After your discharge, you can resume your saving just as before. You can also consider other ways to contribute to your retirement savings.
Investing can be a quick and easy way to save for retirement after bankruptcy. It has the potential to grow your savings much faster than traditional retirement methods.
However, investing isn't the safest way to save for retirement after bankruptcy. It involves a certain measure of risk, and should therefore be handled extremely responsibly.

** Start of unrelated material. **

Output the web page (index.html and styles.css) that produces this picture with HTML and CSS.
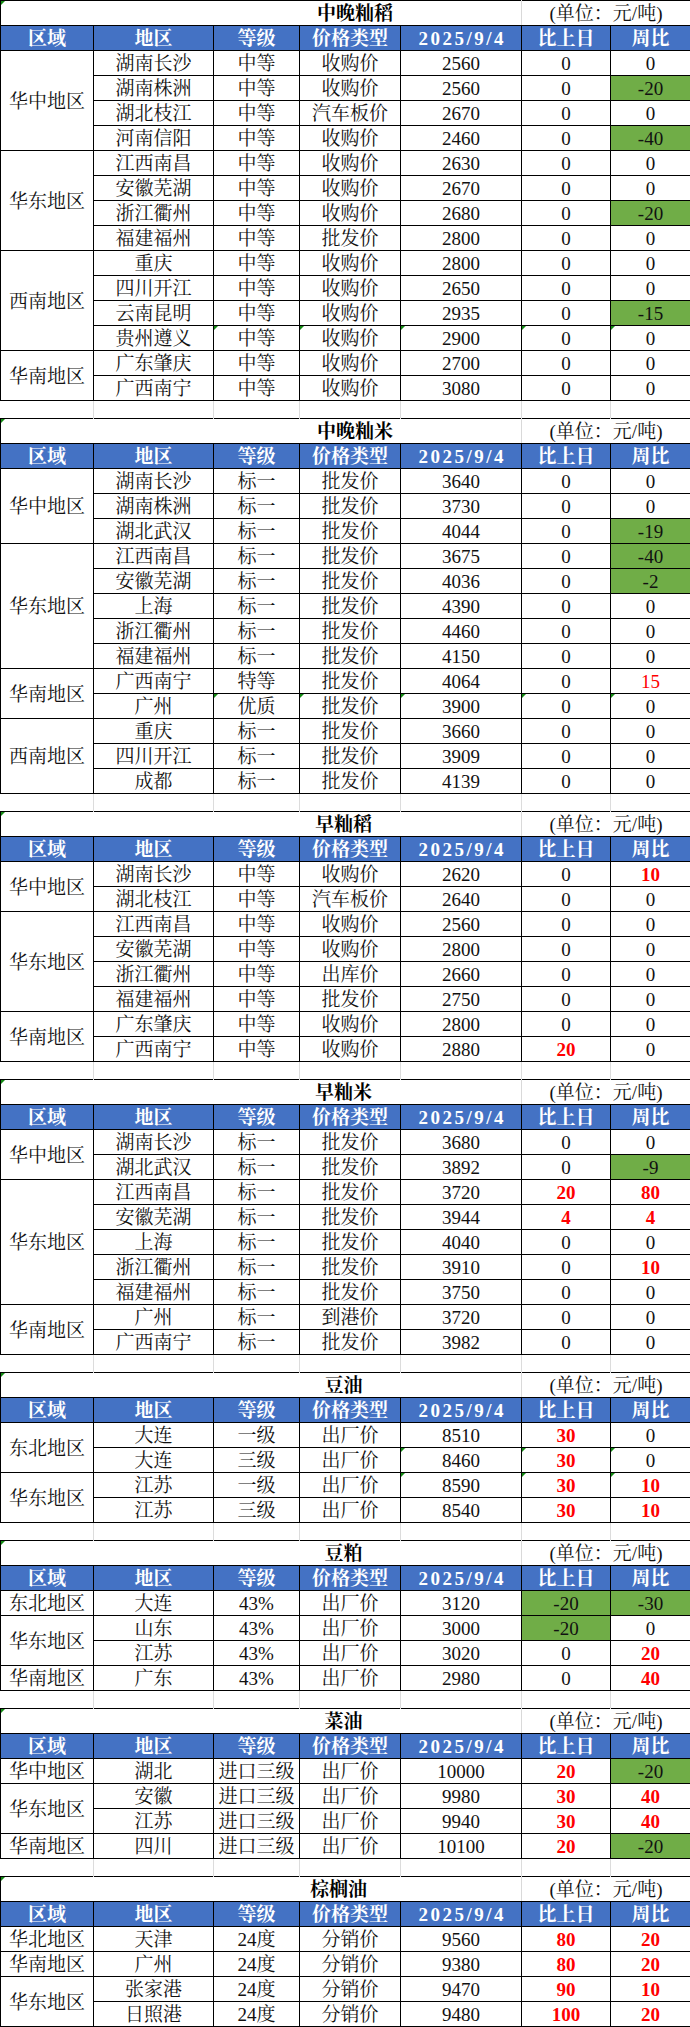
FILE: index.html
```html
<!DOCTYPE html>
<html lang="zh-CN">
<head>
<meta charset="utf-8">
<title>价格表</title>
<link rel="stylesheet" href="styles.css">
</head>
<body>
<table class="sheet">
<colgroup>
<col class="c1"><col class="c2"><col class="c3"><col class="c4"><col class="c5"><col class="c6"><col class="c7">
</colgroup>
<tbody>
<!-- 中晚籼稻 -->
<tr class="title"><td colspan="5" class="ttl w4 t">中晚籼稻</td><td colspan="2" class="unit">(单位：元/吨)</td></tr>
<tr class="head"><th>区域</th><th>地区</th><th>等级</th><th>价格类型</th><th class="dt">2025/9/4</th><th>比上日</th><th>周比</th></tr>
<tr><td rowspan="4">华中地区</td><td>湖南长沙</td><td>中等</td><td>收购价</td><td>2560</td><td>0</td><td>0</td></tr>
<tr><td>湖南株洲</td><td>中等</td><td>收购价</td><td>2560</td><td>0</td><td class="g">-20</td></tr>
<tr><td>湖北枝江</td><td>中等</td><td>汽车板价</td><td>2670</td><td>0</td><td>0</td></tr>
<tr><td>河南信阳</td><td>中等</td><td>收购价</td><td>2460</td><td>0</td><td class="g">-40</td></tr>
<tr><td rowspan="4">华东地区</td><td>江西南昌</td><td>中等</td><td>收购价</td><td>2630</td><td>0</td><td>0</td></tr>
<tr><td>安徽芜湖</td><td>中等</td><td>收购价</td><td>2670</td><td>0</td><td>0</td></tr>
<tr><td>浙江衢州</td><td>中等</td><td>收购价</td><td>2680</td><td>0</td><td class="g">-20</td></tr>
<tr><td>福建福州</td><td>中等</td><td>批发价</td><td>2800</td><td>0</td><td>0</td></tr>
<tr><td rowspan="4">西南地区</td><td>重庆</td><td>中等</td><td>收购价</td><td>2800</td><td>0</td><td>0</td></tr>
<tr><td>四川开江</td><td>中等</td><td>收购价</td><td>2650</td><td>0</td><td>0</td></tr>
<tr><td>云南昆明</td><td>中等</td><td>收购价</td><td>2935</td><td>0</td><td class="g">-15</td></tr>
<tr><td>贵州遵义</td><td class="t">中等</td><td class="t">收购价</td><td class="t">2900</td><td class="t">0</td><td class="t">0</td></tr>
<tr><td rowspan="2">华南地区</td><td>广东肇庆</td><td>中等</td><td>收购价</td><td>2700</td><td>0</td><td>0</td></tr>
<tr><td>广西南宁</td><td>中等</td><td>收购价</td><td>3080</td><td>0</td><td>0</td></tr>
<tr class="gap"><td></td><td></td><td></td><td></td><td></td><td></td><td></td></tr>
<!-- 中晚籼米 -->
<tr class="title"><td colspan="5" class="ttl w4 t">中晚籼米</td><td colspan="2" class="unit">(单位：元/吨)</td></tr>
<tr class="head"><th>区域</th><th>地区</th><th>等级</th><th>价格类型</th><th class="dt">2025/9/4</th><th>比上日</th><th>周比</th></tr>
<tr><td rowspan="3">华中地区</td><td>湖南长沙</td><td>标一</td><td>批发价</td><td>3640</td><td>0</td><td>0</td></tr>
<tr><td>湖南株洲</td><td>标一</td><td>批发价</td><td>3730</td><td>0</td><td>0</td></tr>
<tr><td>湖北武汉</td><td>标一</td><td>批发价</td><td>4044</td><td>0</td><td class="g">-19</td></tr>
<tr><td rowspan="5">华东地区</td><td>江西南昌</td><td>标一</td><td>批发价</td><td>3675</td><td>0</td><td class="g">-40</td></tr>
<tr><td>安徽芜湖</td><td>标一</td><td>批发价</td><td>4036</td><td>0</td><td class="g">-2</td></tr>
<tr><td>上海</td><td>标一</td><td>批发价</td><td>4390</td><td>0</td><td>0</td></tr>
<tr><td>浙江衢州</td><td>标一</td><td>批发价</td><td>4460</td><td>0</td><td>0</td></tr>
<tr><td>福建福州</td><td>标一</td><td>批发价</td><td>4150</td><td>0</td><td>0</td></tr>
<tr><td rowspan="2">华南地区</td><td>广西南宁</td><td>特等</td><td>批发价</td><td>4064</td><td>0</td><td class="rn">15</td></tr>
<tr><td>广州</td><td class="t">优质</td><td class="t">批发价</td><td class="t">3900</td><td class="t">0</td><td class="t">0</td></tr>
<tr><td rowspan="3">西南地区</td><td>重庆</td><td>标一</td><td>批发价</td><td>3660</td><td>0</td><td>0</td></tr>
<tr><td>四川开江</td><td>标一</td><td>批发价</td><td>3909</td><td>0</td><td>0</td></tr>
<tr><td>成都</td><td>标一</td><td>批发价</td><td>4139</td><td>0</td><td>0</td></tr>
<tr class="gap"><td></td><td></td><td></td><td></td><td></td><td></td><td></td></tr>
<!-- 早籼稻 -->
<tr class="title"><td colspan="5" class="ttl t">早籼稻</td><td colspan="2" class="unit">(单位：元/吨)</td></tr>
<tr class="head"><th>区域</th><th>地区</th><th>等级</th><th>价格类型</th><th class="dt">2025/9/4</th><th>比上日</th><th>周比</th></tr>
<tr><td rowspan="2">华中地区</td><td>湖南长沙</td><td>中等</td><td>收购价</td><td>2620</td><td>0</td><td class="r">10</td></tr>
<tr><td>湖北枝江</td><td>中等</td><td>汽车板价</td><td>2640</td><td>0</td><td>0</td></tr>
<tr><td rowspan="4">华东地区</td><td>江西南昌</td><td>中等</td><td>收购价</td><td>2560</td><td>0</td><td>0</td></tr>
<tr><td>安徽芜湖</td><td>中等</td><td>收购价</td><td>2800</td><td>0</td><td>0</td></tr>
<tr><td>浙江衢州</td><td>中等</td><td>出库价</td><td>2660</td><td>0</td><td>0</td></tr>
<tr><td>福建福州</td><td>中等</td><td>批发价</td><td>2750</td><td>0</td><td>0</td></tr>
<tr><td rowspan="2">华南地区</td><td>广东肇庆</td><td>中等</td><td>收购价</td><td>2800</td><td>0</td><td>0</td></tr>
<tr><td>广西南宁</td><td>中等</td><td>收购价</td><td>2880</td><td class="r">20</td><td>0</td></tr>
<tr class="gap"><td></td><td></td><td></td><td></td><td></td><td></td><td></td></tr>
<!-- 早籼米 -->
<tr class="title"><td colspan="5" class="ttl t">早籼米</td><td colspan="2" class="unit">(单位：元/吨)</td></tr>
<tr class="head"><th>区域</th><th>地区</th><th>等级</th><th>价格类型</th><th class="dt">2025/9/4</th><th>比上日</th><th>周比</th></tr>
<tr><td rowspan="2">华中地区</td><td>湖南长沙</td><td>标一</td><td>批发价</td><td>3680</td><td>0</td><td>0</td></tr>
<tr><td>湖北武汉</td><td>标一</td><td>批发价</td><td>3892</td><td>0</td><td class="g">-9</td></tr>
<tr><td rowspan="5">华东地区</td><td>江西南昌</td><td>标一</td><td>批发价</td><td>3720</td><td class="r">20</td><td class="r">80</td></tr>
<tr><td>安徽芜湖</td><td>标一</td><td>批发价</td><td>3944</td><td class="r">4</td><td class="r">4</td></tr>
<tr><td>上海</td><td>标一</td><td>批发价</td><td>4040</td><td>0</td><td>0</td></tr>
<tr><td>浙江衢州</td><td>标一</td><td>批发价</td><td>3910</td><td>0</td><td class="r">10</td></tr>
<tr><td>福建福州</td><td>标一</td><td>批发价</td><td>3750</td><td>0</td><td>0</td></tr>
<tr><td rowspan="2">华南地区</td><td>广州</td><td>标一</td><td>到港价</td><td>3720</td><td>0</td><td>0</td></tr>
<tr><td>广西南宁</td><td>标一</td><td>批发价</td><td>3982</td><td>0</td><td>0</td></tr>
<tr class="gap"><td></td><td></td><td></td><td></td><td></td><td></td><td></td></tr>
<!-- 豆油 -->
<tr class="title"><td colspan="5" class="ttl t">豆油</td><td colspan="2" class="unit">(单位：元/吨)</td></tr>
<tr class="head"><th>区域</th><th>地区</th><th>等级</th><th>价格类型</th><th class="dt">2025/9/4</th><th>比上日</th><th>周比</th></tr>
<tr><td rowspan="2">东北地区</td><td>大连</td><td>一级</td><td>出厂价</td><td>8510</td><td class="r">30</td><td>0</td></tr>
<tr><td>大连</td><td>三级</td><td>出厂价</td><td class="t">8460</td><td class="r t">30</td><td class="t">0</td></tr>
<tr><td rowspan="2">华东地区</td><td>江苏</td><td>一级</td><td>出厂价</td><td class="t">8590</td><td class="r t">30</td><td class="r t">10</td></tr>
<tr><td>江苏</td><td>三级</td><td>出厂价</td><td>8540</td><td class="r">30</td><td class="r">10</td></tr>
<tr class="gap"><td></td><td></td><td></td><td></td><td></td><td></td><td></td></tr>
<!-- 豆粕 -->
<tr class="title"><td colspan="5" class="ttl t">豆粕</td><td colspan="2" class="unit">(单位：元/吨)</td></tr>
<tr class="head"><th>区域</th><th>地区</th><th>等级</th><th>价格类型</th><th class="dt">2025/9/4</th><th>比上日</th><th>周比</th></tr>
<tr><td>东北地区</td><td>大连</td><td>43%</td><td>出厂价</td><td>3120</td><td class="g">-20</td><td class="g">-30</td></tr>
<tr><td rowspan="2">华东地区</td><td>山东</td><td>43%</td><td>出厂价</td><td>3000</td><td class="g">-20</td><td>0</td></tr>
<tr><td>江苏</td><td>43%</td><td>出厂价</td><td>3020</td><td>0</td><td class="r">20</td></tr>
<tr><td>华南地区</td><td>广东</td><td>43%</td><td>出厂价</td><td>2980</td><td>0</td><td class="r">40</td></tr>
<tr class="gap"><td></td><td></td><td></td><td></td><td></td><td></td><td></td></tr>
<!-- 菜油 -->
<tr class="title"><td colspan="5" class="ttl t">菜油</td><td colspan="2" class="unit">(单位：元/吨)</td></tr>
<tr class="head"><th>区域</th><th>地区</th><th>等级</th><th>价格类型</th><th class="dt">2025/9/4</th><th>比上日</th><th>周比</th></tr>
<tr><td>华中地区</td><td>湖北</td><td>进口三级</td><td>出厂价</td><td>10000</td><td class="r">20</td><td class="g">-20</td></tr>
<tr><td rowspan="2">华东地区</td><td>安徽</td><td>进口三级</td><td>出厂价</td><td>9980</td><td class="r">30</td><td class="r">40</td></tr>
<tr><td>江苏</td><td>进口三级</td><td>出厂价</td><td>9940</td><td class="r">30</td><td class="r">40</td></tr>
<tr><td>华南地区</td><td>四川</td><td>进口三级</td><td>出厂价</td><td>10100</td><td class="r">20</td><td class="g">-20</td></tr>
<tr class="gap"><td></td><td></td><td></td><td></td><td></td><td></td><td></td></tr>
<!-- 棕榈油 -->
<tr class="title"><td colspan="5" class="ttl palm t">棕榈油</td><td colspan="2" class="unit">(单位：元/吨)</td></tr>
<tr class="head"><th>区域</th><th>地区</th><th>等级</th><th>价格类型</th><th class="dt">2025/9/4</th><th>比上日</th><th>周比</th></tr>
<tr><td>华北地区</td><td>天津</td><td>24度</td><td>分销价</td><td>9560</td><td class="r">80</td><td class="r">20</td></tr>
<tr><td>华南地区</td><td>广州</td><td>24度</td><td>分销价</td><td>9380</td><td class="r">80</td><td class="r">20</td></tr>
<tr><td rowspan="2">华东地区</td><td>张家港</td><td>24度</td><td>分销价</td><td>9470</td><td class="r">90</td><td class="r">10</td></tr>
<tr><td>日照港</td><td>24度</td><td>分销价</td><td>9480</td><td class="r">100</td><td class="r">20</td></tr>
</tbody>
</table>
</body>
</html>
```
FILE: styles.css
```css
html, body {
  margin: 0;
  padding: 0;
  background: #ffffff;
}

body {
  font-family: "Liberation Serif", "Noto Serif CJK SC", "Noto Sans CJK SC", serif;
  color: #000000;
}

.sheet {
  border-collapse: collapse;
  table-layout: fixed;
  width: 690px;
}

.c1 { width: 93px; }
.c2 { width: 120px; }
.c3 { width: 86px; }
.c4 { width: 101px; }
.c5 { width: 121px; }
.c6 { width: 89px; }
.c7 { width: 80px; }

.sheet td,
.sheet th {
  box-sizing: border-box;
  height: 25px;
  padding: 2px 0 0 0;
  border: 1px solid #000000;
  text-align: center;
  vertical-align: middle;
  font-size: 19px;
  line-height: 20px;
  font-weight: normal;
  color: #111111;
  white-space: nowrap;
  overflow: hidden;
  position: relative;
}

/* title rows */
.sheet .ttl {
  font-size: 19px;
  font-weight: bold;
  color: #000000;
  padding-left: 165px;
  border-right: 1px solid #d9d9d9;
}
.sheet .ttl.w4 { padding-left: 188px; }
.sheet .ttl.palm { padding-left: 155px; }

.sheet .unit {
  border-left: 1px solid #d9d9d9;
  color: #111111;
}

/* header rows */
.sheet .head th {
  background: #4472c4;
  color: #ffffff;
  font-weight: bold;
}
.sheet .head .dt {
  letter-spacing: 2.5px;
  text-indent: 2.5px;
}

/* spacer rows between sections */
.sheet .gap td {
  height: 18px;
  padding: 0;
  border-top: none;
  border-bottom: none;
  border-left: 1px solid #dcdcdc;
  border-right: 1px solid #dcdcdc;
}
.sheet .gap td:first-child { border-left: none; }
.sheet .gap td:last-child { border-right: none; }

/* value highlights */
.sheet .g { background: #70ad47; }
.sheet .r { color: #ff0000; font-weight: bold; }
.sheet .rn { color: #ff0000; }

/* excel error-indicator triangle */
.sheet .t::before {
  content: "";
  position: absolute;
  left: 0;
  top: 0;
  width: 0;
  height: 0;
  border-top: 4px solid #138a13;
  border-right: 4px solid transparent;
}
```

Hiring an investment advisor and playing it safe is the best route to go when you're dealing with retirement savings. There are also plenty of great services out there known as robo-advisors. These are programs and apps that automatically track your investments and make smart investing decisions for you. Just keep in mind before using one of these that the service you are using is reputable.
Increasing Your Income
It's easier said than done, but increasing your income is a sure way to improve the growth of your savings for retirement after bankruptcy. Asking for a raise, shifting to another position, or working with another company in your field can all be great ways to quickly increase your yearly earnings. You could also consider going to school and getting a degree in a field that would increase your annual income.
Aside from career-related income, you could consider finding lucrative hobbies or pastimes. If you have any skills, passions, or trades in your tool belt, consider using it to your advantage and starting a small business. You can work part-time and supplement your monthly income. Doing so will increase your free cash flow, making it easier to save for retirement after bankruptcy.
Retirement Is Still Possible After Bankruptcy
Saving for retirement after bankruptcy may seem like a stressful - even impossible. - But, it might be even easier than trying to save for retirement before bankruptcy. Without the burden of debt, you'll have more money to put into a savings account. Even saving a little bit at time will go much farther once you’re debt free!